At the protests, the most visible women were the ones hoisted onto the shoulders of men, like the celebrated “Marianne of ’68,” Caroline de Bendern. A model and daughter of an aristocratic family, she was photographed by Jean-Pierre Rey waving the Vietcong flag during a demonstration. The shot, published in Life magazine, became world famous.

So symbols, yes, leaders, no. “There were a lot of us at the protests, but not in front,” my aunt said. “In the beginning, I watched, I listened. It took me time to become really involved.”

Simone de Beauvoir’s “The Second Sex” had been published two decades earlier, and in the United States the women’s movement was sweeping universities, but single-sex high schools were still common and the reins of power were still all held by men. Young women’s sexuality was still monitored and controlled, and even though sales of the pill had recently been approved, obtaining it was difficult.

Not surprisingly, then, on the picket lines and at the occupied universities, women did not have an equal voice. For the sociologist Jean-Pierre Le Goff, the women of May ’68 were restricted to roles as secretaries and helpmeets to men, “consigned to tending to the Maoist and Trotskyite male warriors” of the uprising.

But it’s not as simple as that, for something was stirring among women, and May ’68 crystallized it. In the same year as the revolt, small groups of women sprang up to debate women’s liberation with visiting American feminists in Paris. Two of the pioneers of French feminism, Anne Zelensky and Jacqueline Feldman, organized a meeting in the occupied Sorbonne to discuss the status of women. Feminist manifestoes led to the birth a few years later of France’s Mouvement de Libération des Femmes, the Women’s Liberation Movement.

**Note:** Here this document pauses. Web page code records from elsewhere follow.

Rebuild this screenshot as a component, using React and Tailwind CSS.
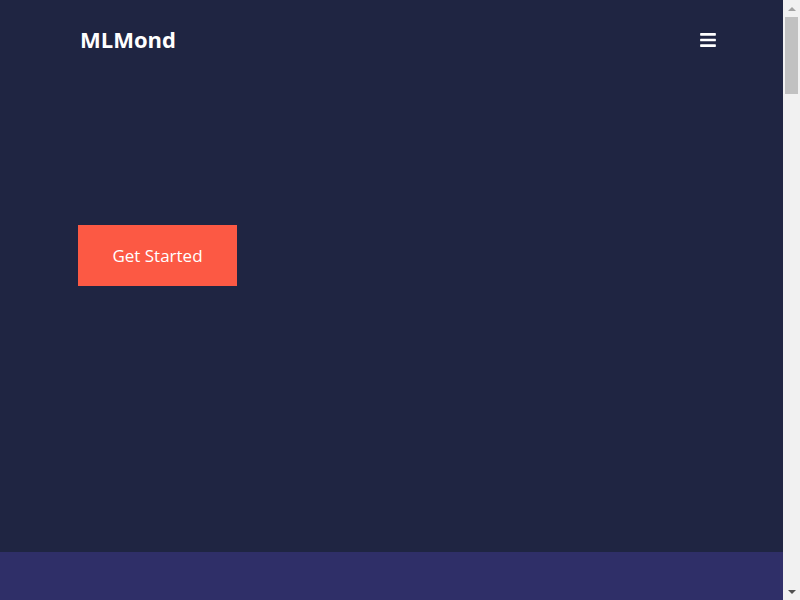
import { FaBars } from 'react-icons/fa';

function Scrollbar() {
  return (
    <div className="flex h-screen w-[17px] shrink-0 flex-col items-center bg-[#f1f1f1]">
      <div className="flex h-[17px] w-full items-center justify-center">
        <span className="h-0 w-0 border-x-[4px] border-b-[4px] border-x-transparent border-b-[#a3a3a3]" />
      </div>
      <div className="h-[77px] w-[13px] bg-[#c1c1c1]" />
      <div className="flex-1" />
      <div className="flex h-[17px] w-full items-center justify-center">
        <span className="h-0 w-0 border-x-[4px] border-t-[4px] border-x-transparent border-t-[#505050]" />
      </div>
    </div>
  );
}

export default function App() {
  return (
    <div className="flex h-screen overflow-hidden bg-[#1f2542] font-['Open_Sans',sans-serif] text-white">
      <main className="flex-1 overflow-hidden">
        {/* Hero */}
        <section className="h-[552px] bg-[#1f2542]">
          <header className="flex h-[79px] items-center justify-between pl-20 pr-[67px]">
            <span className="text-[22px] font-bold">MLMond</span>
            <button className="text-white">
              <FaBars className="h-[18px] w-4" />
            </button>
          </header>
          <div className="pl-[78px] pt-[146px]">
            <button className="h-[61px] w-[159px] bg-[#fc5944] text-[17px] font-medium text-white">
              Get Started
            </button>
          </div>
        </section>

        {/* Next section */}
        <section className="h-[3850px] bg-[#2f2f68]" />
      </main>
      <Scrollbar />
    </div>
  );
}
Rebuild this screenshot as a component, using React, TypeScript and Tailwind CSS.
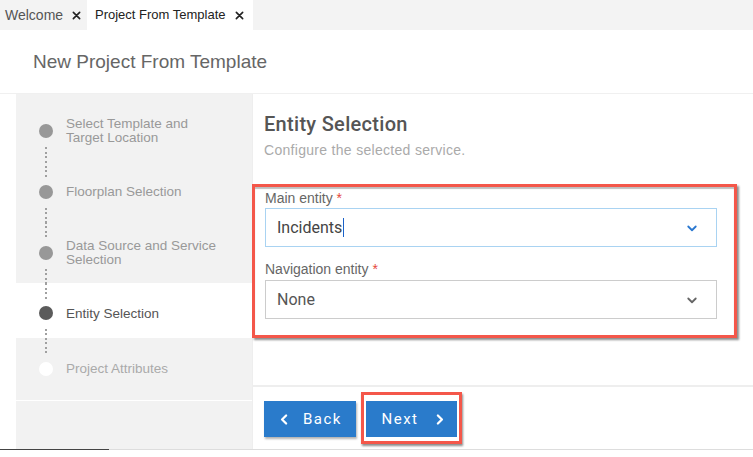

May ’68 was also “the first time women spoke out,” Aunt Anne-Marie said, the first time they had the courage to say no, as in the case of the female worker at the Wonder battery factory in St.-Ouen, just north of Paris, who refused to go back on the job at the end of the strike there in June. A short movie beloved by film scholars shows the woman protesting the settlement of the strike as her male colleagues stream obediently back into the factory.

And in the years after the uprising, some women transformed their lives. Caroline de Bendern moved to Africa to make a movie and an album and live the sort of wild existence that anticipated the ’70s. Ewa Rudling, a former model married to the grandson of the painter Matisse, abandoned her comfortable life to become a photographer — she took her first shots at the protests, and got them published in The Observer.

As for Aunt Anne-Marie, she quit her teaching job, moved out of her parents’ home and went to live in a commune in the countryside with an activist she met at a protest. “I left the house with a single suitcase, slammed the door and felt free, free, free,” she said. “For the first time, I dared.”